Repeat all of the material below exactly as written, images excluded.

** start **

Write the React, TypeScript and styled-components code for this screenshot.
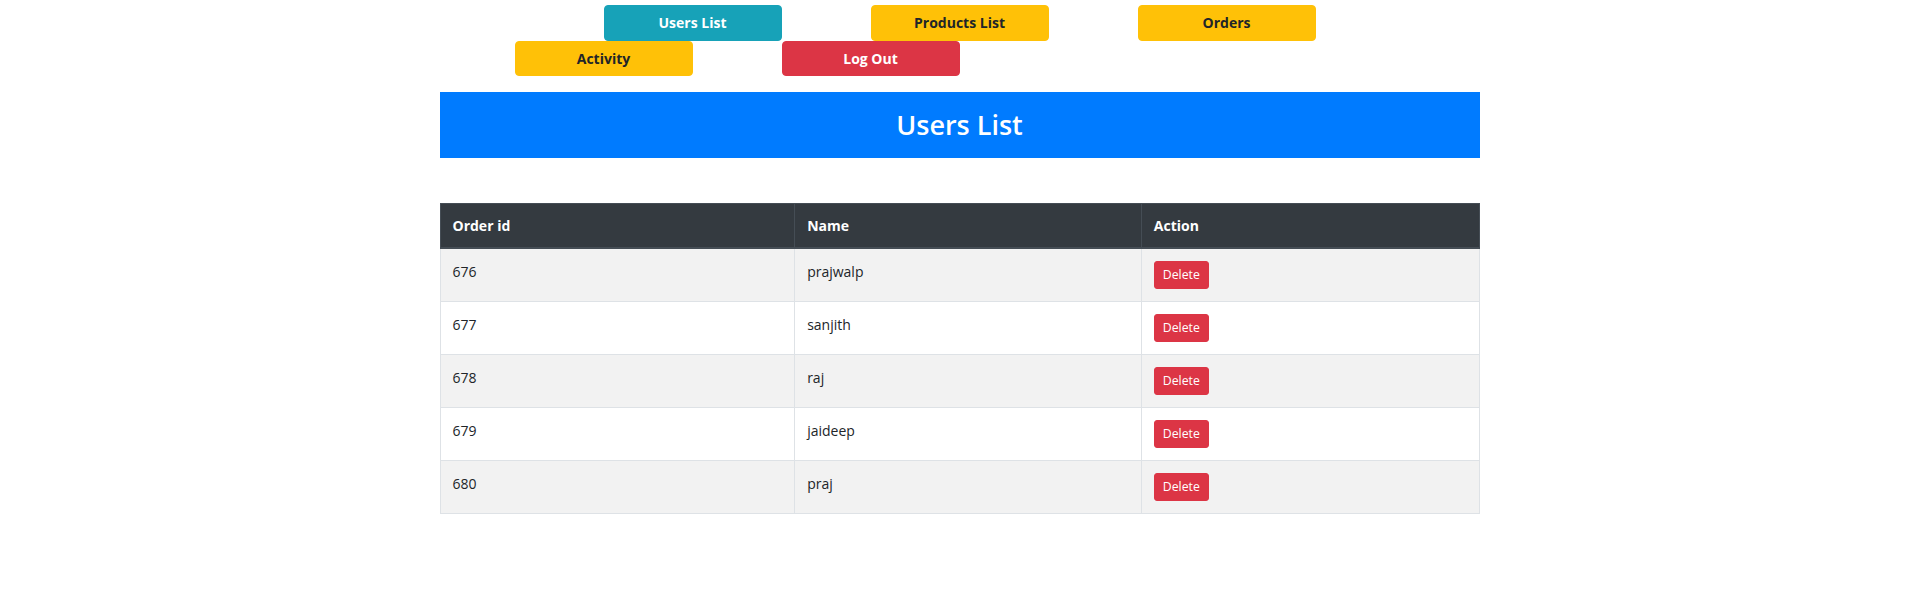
import styled, { createGlobalStyle } from "styled-components";

const GlobalStyle = createGlobalStyle`
	* {
		box-sizing: border-box;
	}
	body {
		margin: 0;
		background: #ffffff;
		color: #212529;
		font-family: "Segoe UI", "Open Sans", "Noto Sans", sans-serif;
		font-size: 14px;
		line-height: 1.5;
	}
`;

const Page = styled.div`
	padding-top: 5px;
`;

const Nav = styled.nav`
	display: flex;
	flex-direction: column;
`;

const NavRow = styled.div<{ $indent?: number }>`
	width: 1040px;
	margin: 0 auto;
	display: flex;
	justify-content: ${(p) => (p.$indent === undefined ? "center" : "flex-start")};
	padding-left: ${(p) => p.$indent ?? 0}px;
	gap: 89px;
`;

const colors: Record<string, { bg: string; fg: string }> = {
	info: { bg: "#17a2b8", fg: "#ffffff" },
	warning: { bg: "#ffc107", fg: "#212529" },
	danger: { bg: "#dc3545", fg: "#ffffff" },
};

const NavButton = styled.button<{ $variant: string }>`
	width: 178px;
	height: 35.5px;
	border: 1px solid ${(p) => colors[p.$variant].bg};
	border-radius: 4px;
	background: ${(p) => colors[p.$variant].bg};
	color: ${(p) => colors[p.$variant].fg};
	font-family: inherit;
	font-size: 14px;
	font-weight: 700;
	line-height: 1.5;
	padding: 6px 12px;
	cursor: pointer;
`;

const Main = styled.main`
	width: 1040px;
	margin: 16px auto 0;
`;

const Heading = styled.h2`
	margin: 0;
	height: 66px;
	display: flex;
	align-items: center;
	justify-content: center;
	background: #007bff;
	color: #ffffff;
	font-size: 27px;
	font-weight: 600;
	line-height: 1.2;
`;

const Table = styled.table`
	width: 100%;
	margin-top: 45px;
	border-collapse: collapse;
	border: 1px solid #dee2e6;
`;

const Th = styled.th<{ $w: number }>`
	width: ${(p) => p.$w}px;
	background: #343a40;
	color: #ffffff;
	text-align: left;
	font-weight: 700;
	padding: 11px 12px;
	border: 1px solid #454d55;
	border-bottom-width: 2px;
	vertical-align: bottom;
`;

const Tr = styled.tr<{ $striped: boolean }>`
	background: ${(p) => (p.$striped ? "#f2f2f2" : "#ffffff")};
`;

const Td = styled.td`
	padding: 12px;
	border: 1px solid #dee2e6;
	vertical-align: top;
	height: 53px;
`;

const DeleteButton = styled.button`
	height: 28px;
	padding: 4px 8px;
	border: 1px solid #dc3545;
	border-radius: 3px;
	background: #dc3545;
	color: #ffffff;
	font-family: inherit;
	font-size: 12.25px;
	line-height: 1.5;
	cursor: pointer;
`;

const users = [
	{ id: 676, name: "prajwalp" },
	{ id: 677, name: "sanjith" },
	{ id: 678, name: "raj" },
	{ id: 679, name: "jaideep" },
	{ id: 680, name: "praj" },
];

function App() {
	return (
		<Page>
			<GlobalStyle />
			<Nav>
				<NavRow>
					<NavButton $variant="info">Users List</NavButton>
					<NavButton $variant="warning">Products List</NavButton>
					<NavButton $variant="warning">Orders</NavButton>
				</NavRow>
				<NavRow $indent={75}>
					<NavButton $variant="warning">Activity</NavButton>
					<NavButton $variant="danger">Log Out</NavButton>
				</NavRow>
			</Nav>
			<Main>
				<Heading>Users List</Heading>
				<Table>
					<thead>
						<tr>
							<Th $w={355}>Order id</Th>
							<Th $w={347}>Name</Th>
							<Th $w={338}>Action</Th>
						</tr>
					</thead>
					<tbody>
						{users.map((u, i) => (
							<Tr key={u.id} $striped={i % 2 === 0}>
								<Td>{u.id}</Td>
								<Td>{u.name}</Td>
								<Td>
									<DeleteButton>Delete</DeleteButton>
								</Td>
							</Tr>
						))}
					</tbody>
				</Table>
			</Main>
		</Page>
	);
}

export default App;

** end **

TASK SOLUTION:
Write the React, TypeScript and styled-components code for this screenshot.
import styled, { createGlobalStyle } from "styled-components";

const GlobalStyle = createGlobalStyle`
	* {
		box-sizing: border-box;
	}
	body {
		margin: 0;
		background: #ffffff;
		color: #212529;
		font-family: "Segoe UI", "Open Sans", "Noto Sans", sans-serif;
		font-size: 14px;
		line-height: 1.5;
	}
`;

const Page = styled.div`
	padding-top: 5px;
`;

const Nav = styled.nav`
	display: flex;
	flex-direction: column;
`;

const NavRow = styled.div<{ $indent?: number }>`
	width: 1040px;
	margin: 0 auto;
	display: flex;
	justify-content: ${(p) => (p.$indent === undefined ? "center" : "flex-start")};
	padding-left: ${(p) => p.$indent ?? 0}px;
	gap: 89px;
`;

const colors: Record<string, { bg: string; fg: string }> = {
	info: { bg: "#17a2b8", fg: "#ffffff" },
	warning: { bg: "#ffc107", fg: "#212529" },
	danger: { bg: "#dc3545", fg: "#ffffff" },
};

const NavButton = styled.button<{ $variant: string }>`
	width: 178px;
	height: 35.5px;
	border: 1px solid ${(p) => colors[p.$variant].bg};
	border-radius: 4px;
	background: ${(p) => colors[p.$variant].bg};
	color: ${(p) => colors[p.$variant].fg};
	font-family: inherit;
	font-size: 14px;
	font-weight: 700;
	line-height: 1.5;
	padding: 6px 12px;
	cursor: pointer;
`;

const Main = styled.main`
	width: 1040px;
	margin: 16px auto 0;
`;

const Heading = styled.h2`
	margin: 0;
	height: 66px;
	display: flex;
	align-items: center;
	justify-content: center;
	background: #007bff;
	color: #ffffff;
	font-size: 27px;
	font-weight: 600;
	line-height: 1.2;
`;

const Table = styled.table`
	width: 100%;
	margin-top: 45px;
	border-collapse: collapse;
	border: 1px solid #dee2e6;
`;

const Th = styled.th<{ $w: number }>`
	width: ${(p) => p.$w}px;
	background: #343a40;
	color: #ffffff;
	text-align: left;
	font-weight: 700;
	padding: 11px 12px;
	border: 1px solid #454d55;
	border-bottom-width: 2px;
	vertical-align: bottom;
`;

const Tr = styled.tr<{ $striped: boolean }>`
	background: ${(p) => (p.$striped ? "#f2f2f2" : "#ffffff")};
`;

const Td = styled.td`
	padding: 12px;
	border: 1px solid #dee2e6;
	vertical-align: top;
	height: 53px;
`;

const DeleteButton = styled.button`
	height: 28px;
	padding: 4px 8px;
	border: 1px solid #dc3545;
	border-radius: 3px;
	background: #dc3545;
	color: #ffffff;
	font-family: inherit;
	font-size: 12.25px;
	line-height: 1.5;
	cursor: pointer;
`;

const users = [
	{ id: 676, name: "prajwalp" },
	{ id: 677, name: "sanjith" },
	{ id: 678, name: "raj" },
	{ id: 679, name: "jaideep" },
	{ id: 680, name: "praj" },
];

function App() {
	return (
		<Page>
			<GlobalStyle />
			<Nav>
				<NavRow>
					<NavButton $variant="info">Users List</NavButton>
					<NavButton $variant="warning">Products List</NavButton>
					<NavButton $variant="warning">Orders</NavButton>
				</NavRow>
				<NavRow $indent={75}>
					<NavButton $variant="warning">Activity</NavButton>
					<NavButton $variant="danger">Log Out</NavButton>
				</NavRow>
			</Nav>
			<Main>
				<Heading>Users List</Heading>
				<Table>
					<thead>
						<tr>
							<Th $w={355}>Order id</Th>
							<Th $w={347}>Name</Th>
							<Th $w={338}>Action</Th>
						</tr>
					</thead>
					<tbody>
						{users.map((u, i) => (
							<Tr key={u.id} $striped={i % 2 === 0}>
								<Td>{u.id}</Td>
								<Td>{u.name}</Td>
								<Td>
									<DeleteButton>Delete</DeleteButton>
								</Td>
							</Tr>
						))}
					</tbody>
				</Table>
			</Main>
		</Page>
	);
}

export default App;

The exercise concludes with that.